**Objective:** Output the full listing below exactly as it reads, and skip anything that is a picture.

**Data extract:**
********
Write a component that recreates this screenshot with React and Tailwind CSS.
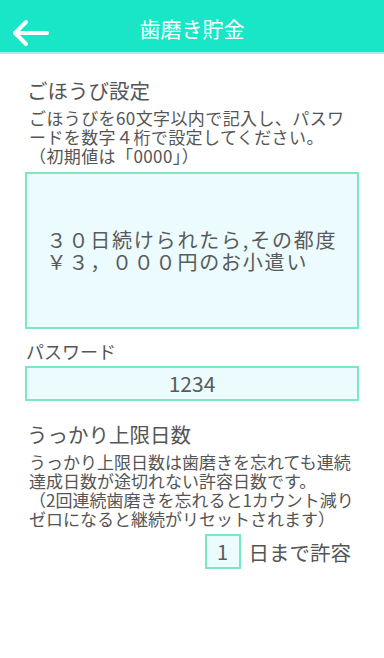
export default function App() {
  return (
    <div
      className="w-[384px] h-[658px] bg-white text-[#555555] overflow-hidden"
      style={{ fontFamily: '"Noto Sans CJK JP", "Noto Sans", sans-serif' }}
    >
      {/* Header */}
      <div className="relative h-[54px] bg-[#19e6c7] border-b-2 border-[#9ff2e4] flex items-center justify-center">
        <svg
          className="absolute left-[11px] top-[15px]"
          width="40"
          height="36"
          viewBox="0 0 40 36"
          fill="none"
          stroke="white"
          strokeWidth="4"
          strokeLinecap="round"
          strokeLinejoin="round"
        >
          <path d="M4 18 H36" />
          <path d="M15 7 L4 18 L15 29" />
        </svg>
        <h1 className="text-white text-[21px] leading-[26px] mt-[4px]">歯磨き貯金</h1>
      </div>

      <div className="px-[25px]">
        {/* Reward */}
        <h2 className="mt-[23px] ml-[2px] text-[20.5px] leading-[26px]">ごほうび設定</h2>
        <p className="mt-[5px] ml-[4px] text-[17px] leading-[19px] tracking-[0.4px] whitespace-nowrap">
          ごほうびを60文字以内で記入し、パスワ
          <br />
          ードを数字４桁で設定してください。
          <br />
          （初期値は「0000」）
        </p>
        <div className="mt-[7px] h-[157px] border-2 border-[#7ae9c3] bg-[#ebfbfe] flex items-center justify-center text-[20px] leading-[22px] tracking-[1.8px] text-[#5a5a5a]">
          <div className="whitespace-nowrap">
            ３０日続けられたら,その都度
            <br />
            ￥３，０００円のお小遣い
          </div>
        </div>

        {/* Password */}
        <div className="mt-[10px] ml-[1px] text-[18px] leading-[24px]">パスワード</div>
        <div className="mt-[3px] h-[35px] border-2 border-[#7ae9c3] bg-[#ebfbfe] flex items-center justify-center text-[21px] text-[#5a5a5a]">
          1234
        </div>

        {/* Forgot limit */}
        <h2 className="mt-[20px] ml-[2px] text-[20.5px] leading-[26px]">うっかり上限日数</h2>
        <p className="mt-[5px] ml-[4px] text-[17px] leading-[19px] whitespace-nowrap">
          うっかり上限日数は歯磨きを忘れても連続
          <br />
          達成日数が途切れない許容日数です。
          <br />
          （2回連続歯磨きを忘れると1カウント減り
          <br />
          ゼロになると継続がリセットされます）
        </p>
        <div className="mt-[6px] flex items-center justify-end pr-[8px]">
          <div className="w-[36px] h-[35px] border-2 border-[#7ae9c3] bg-[#ebfbfe] flex items-center justify-center text-[20px] text-[#5a5a5a]">
            1
          </div>
          <span className="ml-[8px] text-[20.5px] leading-[26px]">日まで許容</span>
        </div>
      </div>
    </div>
  );
}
********
**Exercise answer:**
Write a component that recreates this screenshot with React and Tailwind CSS.
export default function App() {
  return (
    <div
      className="w-[384px] h-[658px] bg-white text-[#555555] overflow-hidden"
      style={{ fontFamily: '"Noto Sans CJK JP", "Noto Sans", sans-serif' }}
    >
      {/* Header */}
      <div className="relative h-[54px] bg-[#19e6c7] border-b-2 border-[#9ff2e4] flex items-center justify-center">
        <svg
          className="absolute left-[11px] top-[15px]"
          width="40"
          height="36"
          viewBox="0 0 40 36"
          fill="none"
          stroke="white"
          strokeWidth="4"
          strokeLinecap="round"
          strokeLinejoin="round"
        >
          <path d="M4 18 H36" />
          <path d="M15 7 L4 18 L15 29" />
        </svg>
        <h1 className="text-white text-[21px] leading-[26px] mt-[4px]">歯磨き貯金</h1>
      </div>

      <div className="px-[25px]">
        {/* Reward */}
        <h2 className="mt-[23px] ml-[2px] text-[20.5px] leading-[26px]">ごほうび設定</h2>
        <p className="mt-[5px] ml-[4px] text-[17px] leading-[19px] tracking-[0.4px] whitespace-nowrap">
          ごほうびを60文字以内で記入し、パスワ
          <br />
          ードを数字４桁で設定してください。
          <br />
          （初期値は「0000」）
        </p>
        <div className="mt-[7px] h-[157px] border-2 border-[#7ae9c3] bg-[#ebfbfe] flex items-center justify-center text-[20px] leading-[22px] tracking-[1.8px] text-[#5a5a5a]">
          <div className="whitespace-nowrap">
            ３０日続けられたら,その都度
            <br />
            ￥３，０００円のお小遣い
          </div>
        </div>

        {/* Password */}
        <div className="mt-[10px] ml-[1px] text-[18px] leading-[24px]">パスワード</div>
        <div className="mt-[3px] h-[35px] border-2 border-[#7ae9c3] bg-[#ebfbfe] flex items-center justify-center text-[21px] text-[#5a5a5a]">
          1234
        </div>

        {/* Forgot limit */}
        <h2 className="mt-[20px] ml-[2px] text-[20.5px] leading-[26px]">うっかり上限日数</h2>
        <p className="mt-[5px] ml-[4px] text-[17px] leading-[19px] whitespace-nowrap">
          うっかり上限日数は歯磨きを忘れても連続
          <br />
          達成日数が途切れない許容日数です。
          <br />
          （2回連続歯磨きを忘れると1カウント減り
          <br />
          ゼロになると継続がリセットされます）
        </p>
        <div className="mt-[6px] flex items-center justify-end pr-[8px]">
          <div className="w-[36px] h-[35px] border-2 border-[#7ae9c3] bg-[#ebfbfe] flex items-center justify-center text-[20px] text-[#5a5a5a]">
            1
          </div>
          <span className="ml-[8px] text-[20.5px] leading-[26px]">日まで許容</span>
        </div>
      </div>
    </div>
  );
}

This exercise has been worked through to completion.